The South Bay-based artist has played in Santa Rosa before, at the Spring Lake Village series produced by Robert Hayden, but this was Ms. Shen’s local debut in an intimate setting, albeit with a garden party following the playing. Risotto “con fungi” and German potato salad had pride of place, not lasagna.
Bach’s B-Flat Partita opened the short recital and was given a studied reading with seemingly taking every repeat. Highlights were the vivacious two-voice Corrente and the wonderful clarity in the Gigue that was played at a moderate tempo with Scarlatti-like hand crossings. The artist added several catchy turns in the Allemande, always welcome in the Glenn Gould style of playing Bach.
She followed the Partita with Schubert’s ever-popular B Flat Impromptu from Op. 142, a work with a beguiling theme and five perfectly crafted variations. They were played chastely and with a natural rise and fall of phrase, with a quiet ending that brought loud applause. The reading had just a hint of nostalgia.
Artful and convincing shaping of phrase continued with Chopin’s great F Sharp Barcarolle, a work with an Italianate theme from the composer’s last years. It was the first of three compositions featuring water. In the Barcarolle Ms. Shen suppressed the often heard intimate interpretation in favor of more expansive playing, underscoring the work’s inner drama that peaked with a glorious melodic statement after the descending chords phrase that ends slowly in F Sharp. The reading produced the most extended ovation of the afternoon. Captivating.
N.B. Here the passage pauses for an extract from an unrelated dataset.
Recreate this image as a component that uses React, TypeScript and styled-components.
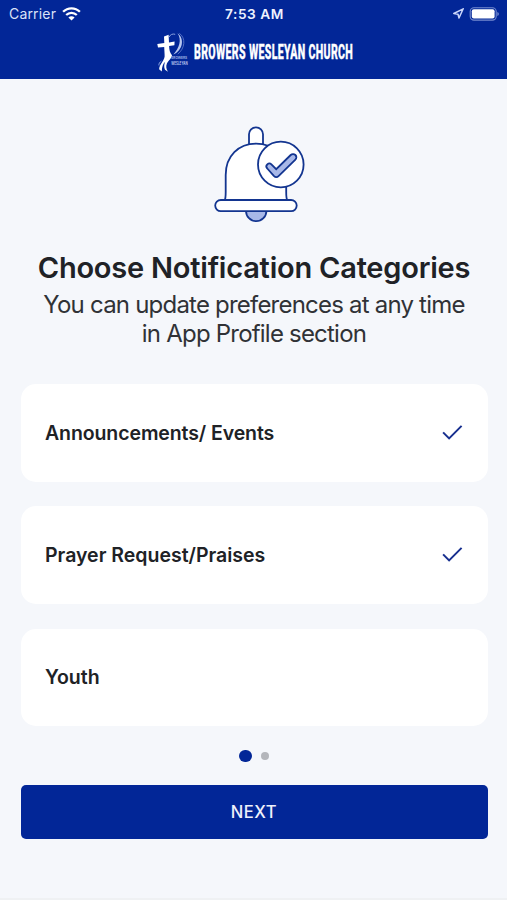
import React from 'react';
import styled, { createGlobalStyle } from 'styled-components';

const BLUE = '#022697';

const GlobalStyle = createGlobalStyle`
  * { box-sizing: border-box; }
  body { margin: 0; background: #f5f7fb; font-family: Inter, "Liberation Sans", sans-serif; }
`;

const Screen = styled.div`
  height: 900px;
  display: flex;
  flex-direction: column;
  align-items: stretch;
  overflow: hidden;
  background: #f5f7fb;
  border-bottom: 2px solid #eff1f3;
`;

const Header = styled.header`
  height: 79px;
  flex: none;
  background: ${BLUE};
  color: #fff;
`;

const StatusBar = styled.div`
  height: 28px;
  padding: 0 7px 0 9px;
  display: grid;
  grid-template-columns: 1fr auto 1fr;
  align-items: center;
`;

const StatusGroup = styled.div<{ $end?: boolean }>`
  display: flex;
  align-items: center;
  gap: ${p => (p.$end ? 5 : 6)}px;
  justify-content: ${p => (p.$end ? 'flex-end' : 'flex-start')};
`;

const Carrier = styled.span`
  font-size: 14px;
  line-height: 16px;
  letter-spacing: 0.18px;
  color: #dbe2f7;
`;

const Clock = styled.span`
  font-size: 13.7px;
  line-height: 16px;
  font-weight: 600;
  letter-spacing: 0.55px;
  color: #eef2ff;
`;

const Brand = styled.div`
  height: 48px;
  padding-left: 154px;
  display: flex;
  align-items: center;
`;

const BrandName = styled.span`
  margin: 2px 0 0 2px;
  font-family: Roboto, sans-serif;
  font-size: 19.5px;
  font-weight: 800;
  line-height: 20px;
  letter-spacing: 0.6px;
  white-space: nowrap;
  -webkit-text-stroke: 0.4px #fff;
  transform: scaleX(0.544);
  transform-origin: left center;
`;

const Main = styled.main`
  padding: 46px 19.5px 0 20.5px;
  display: flex;
  flex-direction: column;
  align-items: center;
`;

const Title = styled.h1`
  margin: 27px 0 0;
  font-size: 29px;
  line-height: 36px;
  font-weight: 600;
  letter-spacing: -0.22px;
  white-space: nowrap;
  color: #202226;
`;

const Subtitle = styled.p`
  margin: 4px 0 0;
  font-size: 24px;
  line-height: 29px;
  letter-spacing: -0.79px;
  text-align: center;
  white-space: nowrap;
  color: #303236;
`;

const Options = styled.div`
  margin-top: 36.4px;
  width: 100%;
  display: grid;
  grid-auto-rows: 97.3px;
  gap: 24.8px;
`;

const Option = styled.div`
  padding: 0 24.5px 0 24.5px;
  display: flex;
  align-items: center;
  justify-content: space-between;
  border-radius: 15px;
  background: #fff;
`;

const OptionLabel = styled.span<{ $tracking: number }>`
  font-size: 19.5px;
  font-weight: 600;
  letter-spacing: ${p => p.$tracking}px;
  color: #202226;
`;

const Pager = styled.div`
  margin-top: 23.6px;
  height: 13px;
  display: flex;
  align-items: center;
  gap: 9px;
`;

const Dot = styled.span<{ $active?: boolean }>`
  width: ${p => (p.$active ? 12.6 : 8)}px;
  height: ${p => (p.$active ? 12.6 : 8)}px;
  border-radius: 50%;
  background: ${p => (p.$active ? BLUE : '#b4b6bb')};
`;

const NextButton = styled.button`
  margin-top: 22.6px;
  width: 100%;
  height: 54px;
  border: 0;
  border-radius: 5px;
  background: ${BLUE};
  color: #eef1fb;
  font: 550 16.6px Inter, sans-serif;
  letter-spacing: 0.5px;
`;

const Wifi = () => (
  <svg width="19" height="15" viewBox="0 0 19 15" fill="none" stroke="#fff" strokeWidth="2.3">
    <path d="M1.1 4.8C5.8 .1 13.2 .1 17.9 4.8" />
    <path d="M4.2 8C7.2 5.1 11.8 5.1 14.8 8" />
    <path d="M9.5 13.6L6.4 10.4C8.1 8.8 10.9 8.8 12.6 10.4Z" fill="#fff" stroke="none" />
  </svg>
);

const LocationArrow = () => (
  <svg width="12" height="12" viewBox="0 0 12 12" fill="none" stroke="#cbd6fa" strokeWidth="1.5" strokeLinejoin="round">
    <path d="M11.2 .8L1.8 5.5L6 6.2L7 10Z" />
  </svg>
);

const Battery = () => (
  <svg width="31" height="15" viewBox="0 0 31 15">
    <rect x="1.2" y=".7" width="26" height="12.4" rx="3.8" fill="none" stroke="#758bd0" strokeWidth="1.1" />
    <rect x="2.8" y="2.3" width="22.8" height="9.2" rx="2" fill="#fff" />
    <path d="M28.3 4.9C30.4 5.7 30.4 8.2 28.3 9Z" fill="#758bd0" />
  </svg>
);

const ChurchMark = () => (
  <svg width="38" height="46" viewBox="0 0 38 46" fill="none" overflow="visible">
    <path d="M10 7.4L14.6 5.8L15 13.5L20.6 12.5L20.4 16.2L15.1 16.9C15.3 20.6 15.8 23.8 18 26.2C17.5 29.7 14.5 31.2 13 34.2C11.7 37 12.2 40 14 42.8L11 40.8C9.8 38 10 35.4 11.2 32.8C8.8 34.8 8 38 7.8 42.4L5.1 40.2C5.4 34.7 11.4 31.5 10.6 25.5L10.2 17.9L4 18.5L3.3 14.9L10.3 14Z" fill="#fff" />
    <path d="M23.5 4.2C31 9.5 28.8 21.5 19.4 25.4C25 19.5 28.2 10.5 23.5 4.2Z" fill="#b9c7ef" />
    <path d="M25.3 4.3C32.2 9 30.9 19.6 23.8 25.1" stroke="#6781cf" strokeWidth=".8" />
    <path d="M15.2 8C16.3 5.5 18.5 4.5 21.2 5.3M5 36.5C4.5 34.8 5.7 33.2 7.4 32.1" stroke="#8ca2df" strokeWidth="1" />
    <text x="17.2" y="29.8" fill="#a4b6e8" fontFamily="Inter, sans-serif" fontSize="3.8" fontWeight="600" textLength="16" lengthAdjust="spacingAndGlyphs">BROWERS</text>
    <text x="17.2" y="35.8" fill="#c8d4f5" fontFamily="Inter, sans-serif" fontSize="4.6" fontWeight="600" textLength="16.5" lengthAdjust="spacingAndGlyphs">WESLEYAN</text>
  </svg>
);

const Bell = () => (
  <svg width="91" height="98" viewBox="-5 0 91 98" overflow="visible" fill="#fff" stroke="#133590" strokeWidth="1.8">
    <path d="M35 22V9.3a7 7 0 0 1 14 0V22" />
    <path d="M10.6 75.3C11.6 74 11.7 71 11.7 67V50C11.7 31 24.6 18.7 42 18.7S72.2 31 72.2 50V67C72.2 71 72.3 74 73.4 75.3Z" />
    <path d="M32 86a10.2 10.2 0 0 0 20.4 0" fill="#a8b8e8" />
    <rect x="1.2" y="75" width="81.5" height="11.2" rx="5.6" />
    <circle cx="66.8" cy="39.5" r="22.8" />
    <path d="M53.3 39.4a2.9 2.9 0 0 1 4.1 0L62.2 44.2L76.7 30a3.3 3.3 0 0 1 4.7 4.7L64.8 50.9a3.6 3.6 0 0 1-5 0L53.3 43.5a2.9 2.9 0 0 1 0-4.1Z" fill="#a8b8e8" />
  </svg>
);

const CheckIcon = () => (
  <svg width="21" height="17" viewBox="0 0 21 17" fill="none" stroke="#172f8f" strokeWidth="2">
    <path d="M1.1 7.4L7.1 13.4L19.6 .9" />
  </svg>
);

const categories = [
  { name: 'Announcements/ Events', selected: true, tracking: -0.1 },
  { name: 'Prayer Request/Praises', selected: true, tracking: 0 },
  { name: 'Youth', selected: false, tracking: 0 },
];

export default function App() {
  return (
    <>
      <GlobalStyle />
      <Screen>
        <Header>
          <StatusBar>
            <StatusGroup><Carrier>Carrier</Carrier><Wifi /></StatusGroup>
            <Clock>7:53 AM</Clock>
            <StatusGroup $end><LocationArrow /><Battery /></StatusGroup>
          </StatusBar>
          <Brand><ChurchMark /><BrandName>BROWERS WESLEYAN CHURCH</BrandName></Brand>
        </Header>
        <Main>
          <Bell />
          <Title>Choose Notification Categories</Title>
          <Subtitle>You can update preferences at any time<br />in App Profile section</Subtitle>
          <Options>
            {categories.map(c => (
              <Option key={c.name}>
                <OptionLabel $tracking={c.tracking}>{c.name}</OptionLabel>
                {c.selected && <CheckIcon />}
              </Option>
            ))}
          </Options>
          <Pager><Dot $active /><Dot /></Pager>
          <NextButton>NEXT</NextButton>
        </Main>
      </Screen>
    </>
  );
}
Chinese composer’s bucolic Autumn Moon Reflection on a Lake was the penultimate work, and passed without much notice in four minutes of slow and vivid harmonic progressions that might have been soporific in the small concert room with its elevated temperature.
All the languor was swept away with a richly colored performance of Ravel’s Jeux d’Eau. As throughout the recital Ms. Shen’s damper pedal control of sound, especially in the piano’s upper registers, was graceful and florid. Under Ms. Shen’s deft fingers (and feet) fountain spray seemed everywhere in the impressionist sonority of the 1902 work.
No encore was offered, and the audience repaired to the cooler patio for food, and several had the opportunity to speak at length about the music with the elegant pianist.
The reviewer is also the producer of the Concerts Grand House Recitals series.